All the settings are superb, but my particular favourite is the glorious “On Wenlock Edge” where the music perfectly evokes the febrile turmoil of Housman’s “wind through woods in riot”.
Thanks to Vaughan Williams, I now read Housman frequently, and with great pleasure.
Delius’s Sea Drift is a setting of Walt Whitman’s masterful “Out of the Cradle, Endlessly Rocking”. This, the most poignant poem I know, tells the tale – seen through the eyes of the poet as a young boy – of a pair of mockingbirds who arrive in May to nest on the coast near Whitman’s home:
Once Paumanok,
When the lilac-scent was in the air and Fifth-month grass was growing,
Up this seashore in some briers,
Two feather'd guests from Alabama, two together,
And their nest, and four light-green eggs spotted with brown,
And every day the he-bird to and fro near at hand,
And every day the she-bird crouch'd on her nest, silent, with bright
eyes,
And every day I, a curious boy, never too close, never disturbing
them,
Cautiously peering, absorbing, translating.

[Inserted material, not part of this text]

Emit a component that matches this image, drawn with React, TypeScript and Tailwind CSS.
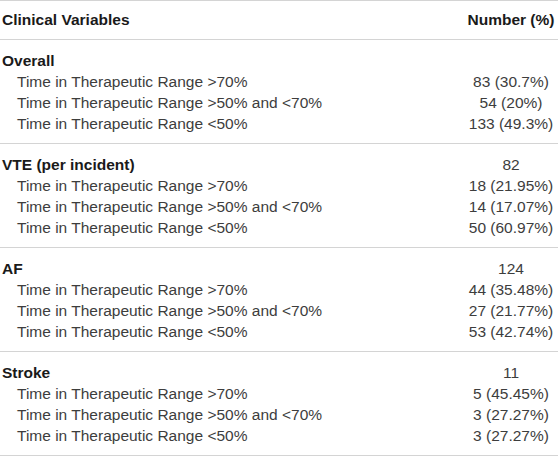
const sections = [
    { title: "Overall", total: "", rows: ["83 (30.7%)", "54 (20%)", "133 (49.3%)"] },
    { title: "VTE (per incident)", total: "82", rows: ["18 (21.95%)", "14 (17.07%)", "50 (60.97%)"] },
    { title: "AF", total: "124", rows: ["44 (35.48%)", "27 (21.77%)", "53 (42.74%)"] },
    { title: "Stroke", total: "11", rows: ["5 (45.45%)", "3 (27.27%)", "3 (27.27%)"] },
];

const labels = [
    "Time in Therapeutic Range >70%",
    "Time in Therapeutic Range >50% and <70%",
    "Time in Therapeutic Range <50%",
];

const App = () => {
    return (
        <div className="w-[558px] h-[457px] bg-white font-['Liberation_Sans',Arial,sans-serif] text-[15.5px] text-[#3d3d3d]">
            <div className="border-t border-[#d4d4d4]" />
            <div className="flex items-center h-[39px] border-b border-[#d4d4d4] font-bold text-[#1a1a1a]">
                <div className="flex-1 pl-[2px]">Clinical Variables</div>
                <div className="w-[90px] mr-[2px] text-center">Number (%)</div>
            </div>
            {sections.map((s) => (
                <div key={s.title} className="pt-[10px] pb-[9px] border-b border-[#d4d4d4] leading-[21px]">
                    <div className="flex">
                        <div className="flex-1 pl-[2px] font-bold text-[#1a1a1a]">{s.title}</div>
                        <div className="w-[90px] mr-[2px] text-center">{s.total}</div>
                    </div>
                    {s.rows.map((v, i) => (
                        <div key={i} className="flex">
                            <div className="flex-1 pl-[17px]">{labels[i]}</div>
                            <div className="w-[90px] mr-[2px] text-center">{v}</div>
                        </div>
                    ))}
                </div>
            ))}
        </div>
    );
};

export default App;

One day, the she-bird disappears, “nor ever appears again” and Whitman observes, hears and understands the terrible sorrow that engulfs the he-bird as he searches for his love or, baffled, simply waits for her to return:
Yes, when the stars glisten’d,
All night long, on the prong of a moss-scallop’d stake,
Down, almost amid the slapping waves,
Sat the lone singer, wonderful, causing tears.
He call’d on his mate;
He pour’d forth the meanings which I, of all men, know.
The poem is so moving, it’s hard to see what music could add to it, except to embarrassingly overstate emotions so delicately handled by Whitman (for instance, when he echoes his earlier description of the birds by describing the lonely male as “the solitary guest from Alabama”). And, in truth, Delius doesn’t enhance the poem: his own genius is so distinct, so un-Whitman like, that he manages to create a whole new entity which can be judged entirely on its own merits - and which, importantly, doesn’t debase the original work in any way. It doesn’t attain the heart-piercing poignancy of the poem - nothing could - but it is a glorious piece of music.
(Vaughan Williams - again - is more successful at using his gifts to capture Whitman’s essential spirit in his treatment of three of his poems in Donna Nobis Pacem: his handling of the lines “That the hands of the sisters Death and Night, incessantly softly/wash again, and ever again, this soil'd world...” from“Reconciliation” is particularly fine. This may be because Vaughan Williams is more in tune than Delius with Whitman’s brand of muscular, energetic mysticism.)
W.E. Henley, who died in 1903, is currently in the spotlight thanks to the title of his most famous poem, “Invictus”, having been appropriated by Clint Eastwood for his recently released film about Nelson Mandela (for whom the poem acted as a source of strength during his years in prison).
One of my favourite song-poems is based on Henley’s “On the Way to Kew”, about a familiar walk evoking memories of a lost love. It’s an enjoyable poem, but not a great one . I was unfamiliar with it when I first heard the setting by that delightful English composer, George Butterworth. The song is quite beautiful, and has a greater emotional impact than the poem. The singer is more immediately present and his sadness and yearning more intense than the poet’s. (Maybe I would have felt differently had I encountered the poem before hearing the song.)
So, for me at least, musical settings of poems can work. Nevertheless I’ve assiduously avoided hearing any interpretations of my favourite poem, Coleridge’s “Kubla Khan” - I’d never forgive anyone for mucking that up.